▶ [WORK TO BE COMPLETED]: Without the pictures, can you quote each line below exactly?

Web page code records
- - -

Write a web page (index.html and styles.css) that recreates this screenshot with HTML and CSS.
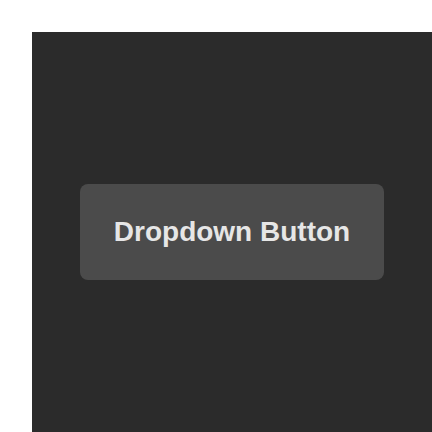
FILE: index.html
```html
<!DOCTYPE html>
<html>
<head>
<meta charset="utf-8">
<link rel="stylesheet" href="styles.css">
</head>
<body>
<div class="stage">
  <button class="dropdown-btn" type="button">Dropdown Button</button>
</div>
</body>
</html>
```
FILE: styles.css
```css
html, body {
  margin: 0;
  padding: 0;
  background: #ffffff;
}
body {
  width: 432px;
  height: 432px;
  padding: 32px 0 0 32px;
  box-sizing: border-box;
}
.stage {
  width: 400px;
  height: 400px;
  background: #2b2b2b;
  display: flex;
  align-items: center;
  justify-content: center;
}
.dropdown-btn {
  width: 304px;
  height: 96px;
  flex: none;
  border: none;
  border-radius: 8px;
  background: #4b4b4b;
  color: #e6e6e6;
  font-family: "Liberation Sans", Arial, sans-serif;
  font-weight: 700;
  font-size: 28px;
  padding: 0;
  display: flex;
  align-items: center;
  justify-content: center;
}
```
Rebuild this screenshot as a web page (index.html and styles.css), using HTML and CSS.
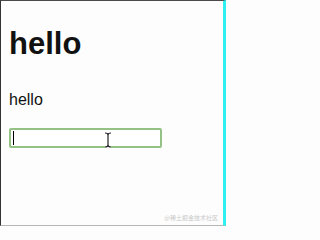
FILE: index.html
```html
<!DOCTYPE html>
<html>
<head>
<meta charset="utf-8">
<link rel="stylesheet" href="styles.css">
</head>
<body>
<div class="frame">
  <h1 class="title">hello</h1>
  <p class="text">hello</p>
  <div class="field">
    <input class="input" type="text">
    <span class="caret"></span>
    <svg class="ibeam" width="8" height="16" viewBox="0 0 8 16">
      <path d="M1 1 Q4 1 4 3 Q4 1 7 1 M4 3 V13 M1 15 Q4 15 4 13 Q4 15 7 15" fill="none" stroke="#fff" stroke-width="3"/>
      <path d="M1 1 Q4 1 4 3 Q4 1 7 1 M4 3 V13 M1 15 Q4 15 4 13 Q4 15 7 15" fill="none" stroke="#222" stroke-width="1.2"/>
    </svg>
  </div>
  <div class="watermark">@稀土掘金技术社区</div>
</div>
</body>
</html>
```
FILE: styles.css
```css
html, body {
  margin: 0;
  padding: 0;
  background: #fdfdfd;
}
.frame {
  position: relative;
  box-sizing: border-box;
  width: 226px;
  height: 226px;
  border-top: 1px solid #4a4a4a;
  border-left: 1px solid #333;
  border-right: 3px solid #2ef0f0;
  border-bottom: 1px solid #b5b5b5;
  padding: 0 0 0 8px;
  font-family: "Liberation Sans", Arial, sans-serif;
  color: #111;
  overflow: hidden;
}
.title {
  margin: 25px 0 0 0;
  font-size: 31px;
  font-weight: bold;
  line-height: 36px;
}
.text {
  margin: 29px 0 0 0;
  font-size: 16px;
  line-height: 18px;
}
.field {
  position: relative;
  margin-top: 19px;
  width: 153px;
}
.input {
  display: block;
  box-sizing: border-box;
  width: 153px;
  height: 20px;
  margin: 0;
  border: 2px solid #94c184;
  border-radius: 2px;
  background: #fff;
  outline: none;
  padding: 0;
}
.caret {
  position: absolute;
  left: 4px;
  top: 3px;
  width: 1px;
  height: 14px;
  background: #000;
}
.ibeam {
  position: absolute;
  left: 95px;
  top: 4px;
}
.watermark {
  position: absolute;
  right: 5px;
  bottom: 3px;
  font-family: "Noto Sans CJK SC", sans-serif;
  font-size: 6px;
  color: #c8c8c8;
}
```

- - -

▶ [RESPONSE]:
Write a web page (index.html and styles.css) that recreates this screenshot with HTML and CSS.
FILE: index.html
```html
<!DOCTYPE html>
<html>
<head>
<meta charset="utf-8">
<link rel="stylesheet" href="styles.css">
</head>
<body>
<div class="stage">
  <button class="dropdown-btn" type="button">Dropdown Button</button>
</div>
</body>
</html>
```
FILE: styles.css
```css
html, body {
  margin: 0;
  padding: 0;
  background: #ffffff;
}
body {
  width: 432px;
  height: 432px;
  padding: 32px 0 0 32px;
  box-sizing: border-box;
}
.stage {
  width: 400px;
  height: 400px;
  background: #2b2b2b;
  display: flex;
  align-items: center;
  justify-content: center;
}
.dropdown-btn {
  width: 304px;
  height: 96px;
  flex: none;
  border: none;
  border-radius: 8px;
  background: #4b4b4b;
  color: #e6e6e6;
  font-family: "Liberation Sans", Arial, sans-serif;
  font-weight: 700;
  font-size: 28px;
  padding: 0;
  display: flex;
  align-items: center;
  justify-content: center;
}
```
Rebuild this screenshot as a web page (index.html and styles.css), using HTML and CSS.
FILE: index.html
```html
<!DOCTYPE html>
<html>
<head>
<meta charset="utf-8">
<link rel="stylesheet" href="styles.css">
</head>
<body>
<div class="frame">
  <h1 class="title">hello</h1>
  <p class="text">hello</p>
  <div class="field">
    <input class="input" type="text">
    <span class="caret"></span>
    <svg class="ibeam" width="8" height="16" viewBox="0 0 8 16">
      <path d="M1 1 Q4 1 4 3 Q4 1 7 1 M4 3 V13 M1 15 Q4 15 4 13 Q4 15 7 15" fill="none" stroke="#fff" stroke-width="3"/>
      <path d="M1 1 Q4 1 4 3 Q4 1 7 1 M4 3 V13 M1 15 Q4 15 4 13 Q4 15 7 15" fill="none" stroke="#222" stroke-width="1.2"/>
    </svg>
  </div>
  <div class="watermark">@稀土掘金技术社区</div>
</div>
</body>
</html>
```
FILE: styles.css
```css
html, body {
  margin: 0;
  padding: 0;
  background: #fdfdfd;
}
.frame {
  position: relative;
  box-sizing: border-box;
  width: 226px;
  height: 226px;
  border-top: 1px solid #4a4a4a;
  border-left: 1px solid #333;
  border-right: 3px solid #2ef0f0;
  border-bottom: 1px solid #b5b5b5;
  padding: 0 0 0 8px;
  font-family: "Liberation Sans", Arial, sans-serif;
  color: #111;
  overflow: hidden;
}
.title {
  margin: 25px 0 0 0;
  font-size: 31px;
  font-weight: bold;
  line-height: 36px;
}
.text {
  margin: 29px 0 0 0;
  font-size: 16px;
  line-height: 18px;
}
.field {
  position: relative;
  margin-top: 19px;
  width: 153px;
}
.input {
  display: block;
  box-sizing: border-box;
  width: 153px;
  height: 20px;
  margin: 0;
  border: 2px solid #94c184;
  border-radius: 2px;
  background: #fff;
  outline: none;
  padding: 0;
}
.caret {
  position: absolute;
  left: 4px;
  top: 3px;
  width: 1px;
  height: 14px;
  background: #000;
}
.ibeam {
  position: absolute;
  left: 95px;
  top: 4px;
}
.watermark {
  position: absolute;
  right: 5px;
  bottom: 3px;
  font-family: "Noto Sans CJK SC", sans-serif;
  font-size: 6px;
  color: #c8c8c8;
}
```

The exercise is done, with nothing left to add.